> [AIM]: Find and return each line containing "Tailwind".

> [STORED DATA]:
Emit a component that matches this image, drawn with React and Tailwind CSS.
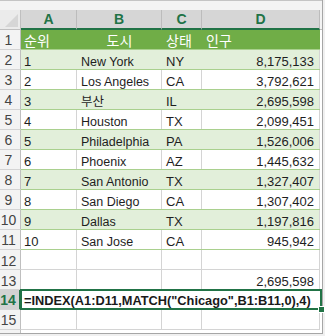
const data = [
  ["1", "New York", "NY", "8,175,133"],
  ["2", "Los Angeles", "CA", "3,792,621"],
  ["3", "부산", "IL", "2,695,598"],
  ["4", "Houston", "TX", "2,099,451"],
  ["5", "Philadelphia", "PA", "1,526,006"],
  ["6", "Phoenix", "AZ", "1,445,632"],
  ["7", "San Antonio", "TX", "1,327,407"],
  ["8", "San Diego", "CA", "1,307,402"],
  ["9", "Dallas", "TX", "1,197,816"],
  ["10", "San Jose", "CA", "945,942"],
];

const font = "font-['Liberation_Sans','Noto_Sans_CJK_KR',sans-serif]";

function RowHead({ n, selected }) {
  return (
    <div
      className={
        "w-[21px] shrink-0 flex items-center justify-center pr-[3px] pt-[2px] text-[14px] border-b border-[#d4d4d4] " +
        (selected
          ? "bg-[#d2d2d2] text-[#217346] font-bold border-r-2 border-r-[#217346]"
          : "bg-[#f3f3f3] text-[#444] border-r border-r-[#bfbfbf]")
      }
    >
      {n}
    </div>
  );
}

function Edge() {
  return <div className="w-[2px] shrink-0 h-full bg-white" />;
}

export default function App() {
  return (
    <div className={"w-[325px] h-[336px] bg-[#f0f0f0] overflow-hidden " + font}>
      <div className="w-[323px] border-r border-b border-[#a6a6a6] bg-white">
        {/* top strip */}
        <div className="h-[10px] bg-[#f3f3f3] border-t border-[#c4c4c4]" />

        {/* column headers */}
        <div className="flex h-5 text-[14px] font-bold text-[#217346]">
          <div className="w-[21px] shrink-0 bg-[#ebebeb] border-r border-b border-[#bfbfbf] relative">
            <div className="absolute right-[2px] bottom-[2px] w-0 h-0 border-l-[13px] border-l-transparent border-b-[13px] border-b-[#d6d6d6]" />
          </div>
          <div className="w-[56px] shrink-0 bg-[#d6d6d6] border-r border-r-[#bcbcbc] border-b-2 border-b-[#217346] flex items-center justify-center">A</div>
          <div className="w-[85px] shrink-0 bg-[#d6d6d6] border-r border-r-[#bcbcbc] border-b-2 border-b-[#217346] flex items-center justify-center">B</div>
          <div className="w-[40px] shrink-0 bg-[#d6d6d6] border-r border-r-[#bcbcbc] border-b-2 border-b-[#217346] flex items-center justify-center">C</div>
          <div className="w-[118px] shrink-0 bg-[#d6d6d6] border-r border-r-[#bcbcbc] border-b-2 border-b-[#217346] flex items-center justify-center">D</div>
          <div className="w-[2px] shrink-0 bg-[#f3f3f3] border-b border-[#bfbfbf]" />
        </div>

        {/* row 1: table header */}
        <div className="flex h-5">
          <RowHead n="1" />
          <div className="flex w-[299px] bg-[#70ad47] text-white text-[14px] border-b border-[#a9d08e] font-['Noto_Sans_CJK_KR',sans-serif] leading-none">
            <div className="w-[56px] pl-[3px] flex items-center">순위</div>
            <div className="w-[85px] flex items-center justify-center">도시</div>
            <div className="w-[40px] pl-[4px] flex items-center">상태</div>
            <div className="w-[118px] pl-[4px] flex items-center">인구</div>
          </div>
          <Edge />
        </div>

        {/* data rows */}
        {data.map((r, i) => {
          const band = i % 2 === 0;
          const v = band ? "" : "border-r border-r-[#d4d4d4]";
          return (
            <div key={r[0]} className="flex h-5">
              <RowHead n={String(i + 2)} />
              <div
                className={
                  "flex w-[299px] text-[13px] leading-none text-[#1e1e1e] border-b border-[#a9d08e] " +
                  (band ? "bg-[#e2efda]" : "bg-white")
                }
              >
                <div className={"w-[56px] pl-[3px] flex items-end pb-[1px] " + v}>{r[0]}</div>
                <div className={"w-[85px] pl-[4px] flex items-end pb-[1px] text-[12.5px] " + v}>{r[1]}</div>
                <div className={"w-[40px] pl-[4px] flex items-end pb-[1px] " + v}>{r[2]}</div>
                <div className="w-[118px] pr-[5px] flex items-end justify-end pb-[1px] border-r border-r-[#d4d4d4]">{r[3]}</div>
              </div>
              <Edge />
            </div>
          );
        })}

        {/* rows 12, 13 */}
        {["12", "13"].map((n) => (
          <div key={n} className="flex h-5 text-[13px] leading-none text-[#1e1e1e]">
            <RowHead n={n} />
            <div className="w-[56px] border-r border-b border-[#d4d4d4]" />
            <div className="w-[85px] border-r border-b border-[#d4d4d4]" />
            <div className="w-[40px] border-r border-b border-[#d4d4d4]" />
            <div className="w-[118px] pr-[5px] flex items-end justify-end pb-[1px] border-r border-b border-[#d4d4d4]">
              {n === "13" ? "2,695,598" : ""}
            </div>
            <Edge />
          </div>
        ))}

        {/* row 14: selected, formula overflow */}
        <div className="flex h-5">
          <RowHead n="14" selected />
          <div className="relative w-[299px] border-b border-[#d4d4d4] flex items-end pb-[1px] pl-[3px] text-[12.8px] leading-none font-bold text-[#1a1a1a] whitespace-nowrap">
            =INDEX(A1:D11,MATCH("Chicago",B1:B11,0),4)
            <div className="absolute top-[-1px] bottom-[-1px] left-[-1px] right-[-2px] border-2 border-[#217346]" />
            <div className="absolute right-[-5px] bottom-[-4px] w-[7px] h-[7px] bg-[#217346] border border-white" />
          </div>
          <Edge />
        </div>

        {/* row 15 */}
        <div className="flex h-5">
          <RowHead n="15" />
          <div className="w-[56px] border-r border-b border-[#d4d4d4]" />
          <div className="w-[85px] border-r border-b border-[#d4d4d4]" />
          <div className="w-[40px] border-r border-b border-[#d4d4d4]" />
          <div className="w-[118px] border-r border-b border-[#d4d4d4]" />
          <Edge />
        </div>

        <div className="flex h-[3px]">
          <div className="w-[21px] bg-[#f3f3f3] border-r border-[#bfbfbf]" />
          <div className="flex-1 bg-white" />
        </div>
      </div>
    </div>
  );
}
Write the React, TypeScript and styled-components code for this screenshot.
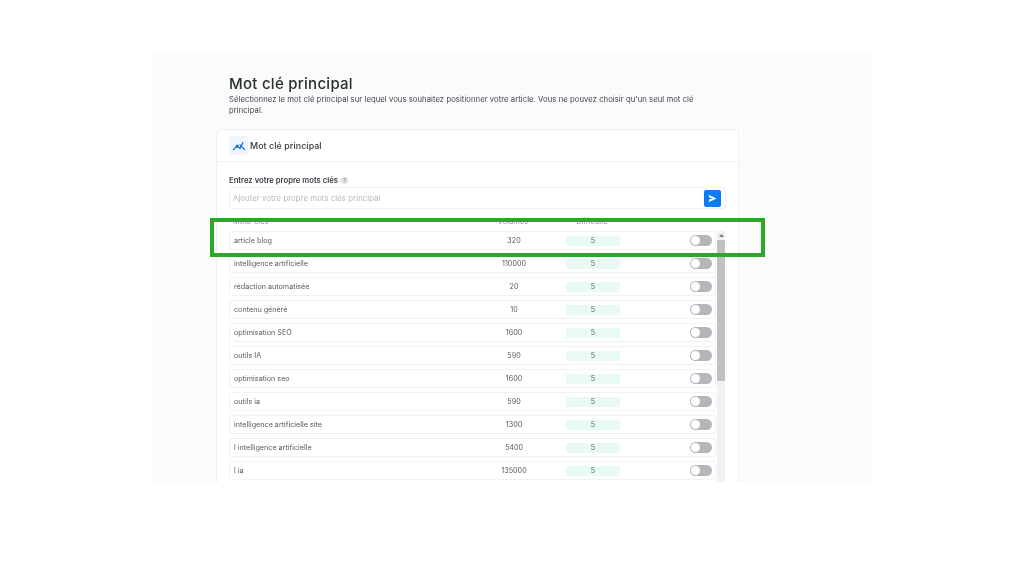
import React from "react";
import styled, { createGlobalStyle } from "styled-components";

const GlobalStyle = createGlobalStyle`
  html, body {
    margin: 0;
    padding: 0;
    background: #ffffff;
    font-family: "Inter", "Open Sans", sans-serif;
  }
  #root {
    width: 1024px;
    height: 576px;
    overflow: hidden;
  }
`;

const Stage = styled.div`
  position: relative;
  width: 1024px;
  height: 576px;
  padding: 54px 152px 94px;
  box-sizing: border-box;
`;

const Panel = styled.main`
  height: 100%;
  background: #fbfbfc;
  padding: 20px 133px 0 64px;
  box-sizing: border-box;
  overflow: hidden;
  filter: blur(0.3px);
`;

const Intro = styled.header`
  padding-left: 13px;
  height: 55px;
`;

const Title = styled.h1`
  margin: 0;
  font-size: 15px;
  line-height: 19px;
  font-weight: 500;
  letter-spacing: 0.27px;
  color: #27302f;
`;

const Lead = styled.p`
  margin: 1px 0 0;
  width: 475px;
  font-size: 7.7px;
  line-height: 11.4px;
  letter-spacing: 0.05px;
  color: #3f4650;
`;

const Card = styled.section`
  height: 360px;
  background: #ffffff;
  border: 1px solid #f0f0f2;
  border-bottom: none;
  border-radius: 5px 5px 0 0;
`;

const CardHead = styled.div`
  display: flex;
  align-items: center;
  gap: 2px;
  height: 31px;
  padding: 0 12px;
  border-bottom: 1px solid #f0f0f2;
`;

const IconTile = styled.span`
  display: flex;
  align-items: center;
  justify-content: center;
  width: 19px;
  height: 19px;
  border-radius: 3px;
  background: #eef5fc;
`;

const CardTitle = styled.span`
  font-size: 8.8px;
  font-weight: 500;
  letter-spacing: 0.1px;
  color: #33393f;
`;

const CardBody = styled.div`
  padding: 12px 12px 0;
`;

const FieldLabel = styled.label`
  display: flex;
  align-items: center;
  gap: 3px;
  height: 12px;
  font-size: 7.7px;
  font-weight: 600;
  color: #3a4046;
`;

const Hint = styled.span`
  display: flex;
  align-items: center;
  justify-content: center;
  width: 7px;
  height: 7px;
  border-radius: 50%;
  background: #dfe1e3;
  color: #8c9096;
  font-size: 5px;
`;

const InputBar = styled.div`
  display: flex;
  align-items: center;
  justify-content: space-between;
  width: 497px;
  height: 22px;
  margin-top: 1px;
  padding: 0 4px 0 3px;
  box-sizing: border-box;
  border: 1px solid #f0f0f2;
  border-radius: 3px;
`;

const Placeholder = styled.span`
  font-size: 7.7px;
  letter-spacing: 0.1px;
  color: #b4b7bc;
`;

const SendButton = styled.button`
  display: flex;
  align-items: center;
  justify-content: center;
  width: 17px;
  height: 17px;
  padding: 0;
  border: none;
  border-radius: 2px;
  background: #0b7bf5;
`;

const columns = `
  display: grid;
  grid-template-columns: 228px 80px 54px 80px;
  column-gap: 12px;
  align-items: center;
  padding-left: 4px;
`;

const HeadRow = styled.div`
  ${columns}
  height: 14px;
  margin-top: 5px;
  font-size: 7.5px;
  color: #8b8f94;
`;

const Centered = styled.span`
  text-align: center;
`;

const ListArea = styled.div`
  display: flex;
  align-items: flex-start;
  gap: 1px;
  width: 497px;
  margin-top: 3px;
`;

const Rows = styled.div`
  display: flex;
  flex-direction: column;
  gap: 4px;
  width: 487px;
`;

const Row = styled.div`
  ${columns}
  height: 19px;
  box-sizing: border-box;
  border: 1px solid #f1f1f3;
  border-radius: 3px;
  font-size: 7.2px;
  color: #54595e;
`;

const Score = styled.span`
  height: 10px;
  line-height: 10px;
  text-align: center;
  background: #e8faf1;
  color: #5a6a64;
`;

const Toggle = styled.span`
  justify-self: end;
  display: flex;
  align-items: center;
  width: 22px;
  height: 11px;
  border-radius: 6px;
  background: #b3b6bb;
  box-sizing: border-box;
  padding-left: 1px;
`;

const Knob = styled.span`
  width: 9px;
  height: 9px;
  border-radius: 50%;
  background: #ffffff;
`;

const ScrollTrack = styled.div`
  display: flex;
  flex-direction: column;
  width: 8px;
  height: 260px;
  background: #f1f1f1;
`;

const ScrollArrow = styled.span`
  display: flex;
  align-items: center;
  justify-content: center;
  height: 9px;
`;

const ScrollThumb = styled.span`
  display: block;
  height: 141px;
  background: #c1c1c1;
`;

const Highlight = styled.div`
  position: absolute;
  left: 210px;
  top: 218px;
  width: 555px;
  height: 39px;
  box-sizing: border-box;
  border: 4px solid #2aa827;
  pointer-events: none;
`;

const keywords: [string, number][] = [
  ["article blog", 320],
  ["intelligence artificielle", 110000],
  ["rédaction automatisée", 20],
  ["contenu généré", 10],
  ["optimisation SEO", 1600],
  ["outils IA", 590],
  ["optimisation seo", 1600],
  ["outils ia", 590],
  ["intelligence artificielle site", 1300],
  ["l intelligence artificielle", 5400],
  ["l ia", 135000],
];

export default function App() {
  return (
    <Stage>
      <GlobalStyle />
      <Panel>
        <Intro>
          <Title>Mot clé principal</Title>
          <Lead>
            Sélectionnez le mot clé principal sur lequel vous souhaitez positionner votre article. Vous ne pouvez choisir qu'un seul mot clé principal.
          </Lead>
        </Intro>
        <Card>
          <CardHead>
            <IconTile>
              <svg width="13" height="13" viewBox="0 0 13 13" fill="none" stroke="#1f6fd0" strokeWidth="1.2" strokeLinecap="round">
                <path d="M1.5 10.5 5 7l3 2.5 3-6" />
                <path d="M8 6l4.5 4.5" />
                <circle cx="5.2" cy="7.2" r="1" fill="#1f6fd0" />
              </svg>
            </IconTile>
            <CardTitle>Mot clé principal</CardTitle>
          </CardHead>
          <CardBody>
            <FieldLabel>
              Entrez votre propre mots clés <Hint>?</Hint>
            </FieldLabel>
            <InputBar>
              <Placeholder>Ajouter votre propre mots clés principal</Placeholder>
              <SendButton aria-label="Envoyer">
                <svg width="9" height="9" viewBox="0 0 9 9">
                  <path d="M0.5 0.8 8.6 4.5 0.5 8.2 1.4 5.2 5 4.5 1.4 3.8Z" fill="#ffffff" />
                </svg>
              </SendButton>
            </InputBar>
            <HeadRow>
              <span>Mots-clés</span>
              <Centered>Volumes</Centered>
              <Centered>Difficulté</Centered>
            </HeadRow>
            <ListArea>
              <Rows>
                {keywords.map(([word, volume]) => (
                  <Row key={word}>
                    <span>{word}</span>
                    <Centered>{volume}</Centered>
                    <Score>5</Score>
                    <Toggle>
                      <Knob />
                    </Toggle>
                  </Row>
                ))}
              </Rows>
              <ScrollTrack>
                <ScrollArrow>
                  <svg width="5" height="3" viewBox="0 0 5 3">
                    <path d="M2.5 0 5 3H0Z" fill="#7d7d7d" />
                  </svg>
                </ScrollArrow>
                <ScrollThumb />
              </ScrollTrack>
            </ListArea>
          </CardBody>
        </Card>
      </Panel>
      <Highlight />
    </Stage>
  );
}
==
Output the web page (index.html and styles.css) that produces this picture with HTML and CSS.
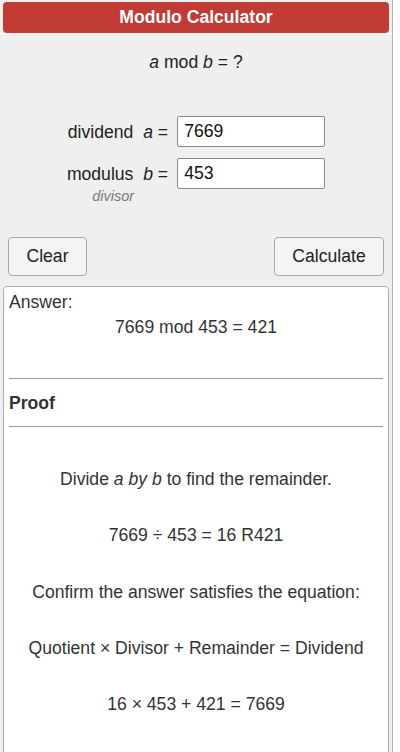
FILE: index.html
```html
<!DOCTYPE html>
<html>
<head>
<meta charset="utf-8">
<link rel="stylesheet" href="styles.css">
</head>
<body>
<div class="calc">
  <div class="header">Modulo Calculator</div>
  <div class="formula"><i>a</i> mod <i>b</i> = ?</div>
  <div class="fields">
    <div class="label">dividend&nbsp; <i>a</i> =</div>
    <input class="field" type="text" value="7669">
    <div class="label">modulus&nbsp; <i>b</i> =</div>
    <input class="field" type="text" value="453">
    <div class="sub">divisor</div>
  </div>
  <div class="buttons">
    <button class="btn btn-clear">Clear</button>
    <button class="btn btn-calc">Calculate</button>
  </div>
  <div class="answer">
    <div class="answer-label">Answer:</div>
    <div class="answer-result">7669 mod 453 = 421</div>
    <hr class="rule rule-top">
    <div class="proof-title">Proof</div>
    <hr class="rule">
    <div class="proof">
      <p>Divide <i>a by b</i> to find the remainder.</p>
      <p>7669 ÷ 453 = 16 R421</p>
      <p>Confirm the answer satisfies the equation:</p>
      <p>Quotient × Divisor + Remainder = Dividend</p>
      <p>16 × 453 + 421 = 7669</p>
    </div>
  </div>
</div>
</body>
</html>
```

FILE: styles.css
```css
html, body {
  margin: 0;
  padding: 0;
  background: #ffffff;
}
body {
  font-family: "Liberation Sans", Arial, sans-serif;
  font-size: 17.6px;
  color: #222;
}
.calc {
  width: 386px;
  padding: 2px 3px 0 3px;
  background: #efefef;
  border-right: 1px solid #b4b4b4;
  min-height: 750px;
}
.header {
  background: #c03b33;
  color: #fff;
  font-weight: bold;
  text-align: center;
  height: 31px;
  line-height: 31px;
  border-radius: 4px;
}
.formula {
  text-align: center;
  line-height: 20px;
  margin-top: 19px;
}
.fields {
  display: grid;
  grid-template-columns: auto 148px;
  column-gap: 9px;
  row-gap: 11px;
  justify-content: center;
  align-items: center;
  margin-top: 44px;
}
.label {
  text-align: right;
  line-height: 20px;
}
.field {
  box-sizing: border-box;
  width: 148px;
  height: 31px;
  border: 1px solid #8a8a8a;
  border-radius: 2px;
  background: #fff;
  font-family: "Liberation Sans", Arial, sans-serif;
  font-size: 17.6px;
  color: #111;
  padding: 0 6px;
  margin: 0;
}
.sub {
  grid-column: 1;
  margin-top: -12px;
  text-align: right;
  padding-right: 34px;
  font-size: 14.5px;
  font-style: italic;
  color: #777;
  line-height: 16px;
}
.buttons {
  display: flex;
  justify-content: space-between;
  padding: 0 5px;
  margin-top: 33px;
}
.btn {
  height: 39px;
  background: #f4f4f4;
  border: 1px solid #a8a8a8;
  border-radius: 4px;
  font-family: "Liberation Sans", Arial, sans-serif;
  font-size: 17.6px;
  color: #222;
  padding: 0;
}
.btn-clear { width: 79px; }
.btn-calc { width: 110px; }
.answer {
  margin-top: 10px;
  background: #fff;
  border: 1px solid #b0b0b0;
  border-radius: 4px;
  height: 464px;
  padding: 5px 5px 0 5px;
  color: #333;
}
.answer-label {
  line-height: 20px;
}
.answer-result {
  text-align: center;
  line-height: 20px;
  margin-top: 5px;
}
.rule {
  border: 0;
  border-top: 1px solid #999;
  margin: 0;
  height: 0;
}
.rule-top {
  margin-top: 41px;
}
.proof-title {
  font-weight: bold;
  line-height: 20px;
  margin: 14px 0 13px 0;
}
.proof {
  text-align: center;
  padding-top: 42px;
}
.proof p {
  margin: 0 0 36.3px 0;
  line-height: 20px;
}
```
---
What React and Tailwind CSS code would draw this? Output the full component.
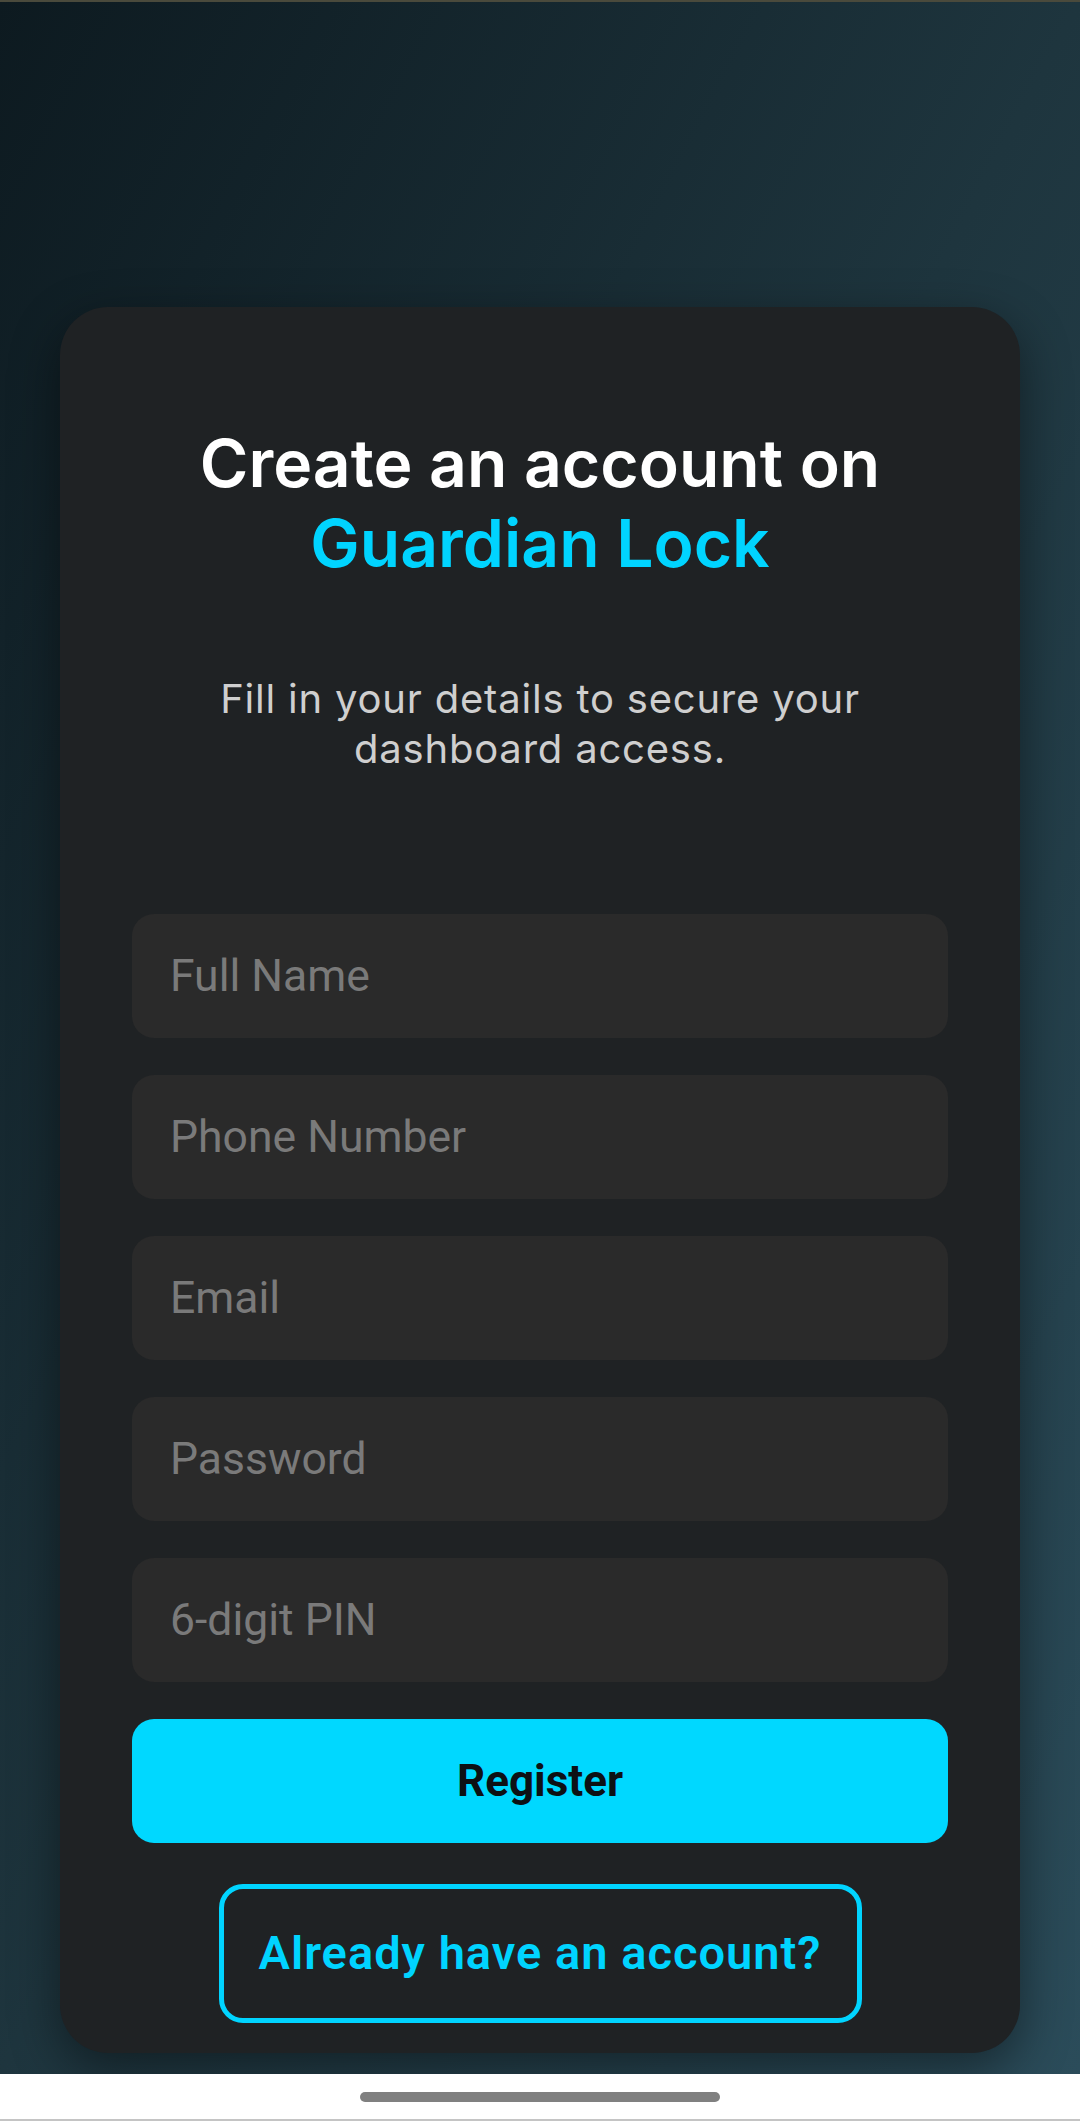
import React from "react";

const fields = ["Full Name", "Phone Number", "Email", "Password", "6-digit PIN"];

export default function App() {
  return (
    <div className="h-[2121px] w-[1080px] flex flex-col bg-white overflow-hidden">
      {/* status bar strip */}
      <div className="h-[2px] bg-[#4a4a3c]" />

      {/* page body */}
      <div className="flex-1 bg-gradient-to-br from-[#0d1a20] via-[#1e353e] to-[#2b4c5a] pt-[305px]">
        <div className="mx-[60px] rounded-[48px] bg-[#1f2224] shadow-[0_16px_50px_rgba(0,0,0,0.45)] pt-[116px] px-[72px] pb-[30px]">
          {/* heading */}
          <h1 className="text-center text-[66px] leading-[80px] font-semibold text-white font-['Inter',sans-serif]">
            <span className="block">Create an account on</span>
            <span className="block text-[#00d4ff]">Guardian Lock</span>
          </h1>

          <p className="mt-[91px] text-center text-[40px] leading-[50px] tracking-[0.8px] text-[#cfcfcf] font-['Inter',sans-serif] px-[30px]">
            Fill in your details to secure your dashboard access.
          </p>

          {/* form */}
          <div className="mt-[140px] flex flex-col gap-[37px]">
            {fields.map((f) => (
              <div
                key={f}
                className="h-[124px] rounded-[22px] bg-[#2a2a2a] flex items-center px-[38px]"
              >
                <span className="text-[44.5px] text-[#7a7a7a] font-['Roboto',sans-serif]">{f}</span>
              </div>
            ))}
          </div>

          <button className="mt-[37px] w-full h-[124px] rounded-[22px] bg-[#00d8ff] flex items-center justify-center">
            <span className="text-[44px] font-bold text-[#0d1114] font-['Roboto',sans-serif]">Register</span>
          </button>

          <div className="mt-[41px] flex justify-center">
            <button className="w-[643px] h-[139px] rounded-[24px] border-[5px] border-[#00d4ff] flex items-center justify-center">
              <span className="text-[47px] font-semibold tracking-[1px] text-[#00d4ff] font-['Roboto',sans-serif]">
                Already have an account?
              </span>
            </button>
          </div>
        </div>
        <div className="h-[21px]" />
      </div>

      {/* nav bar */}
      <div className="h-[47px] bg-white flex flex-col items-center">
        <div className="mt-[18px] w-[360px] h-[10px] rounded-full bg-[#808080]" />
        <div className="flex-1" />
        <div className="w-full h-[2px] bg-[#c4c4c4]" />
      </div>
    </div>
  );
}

> [EXPECTED OUTPUT]:
Emit a component that matches this image, drawn with React and Tailwind CSS.
What React and Tailwind CSS code would draw this? Output the full component.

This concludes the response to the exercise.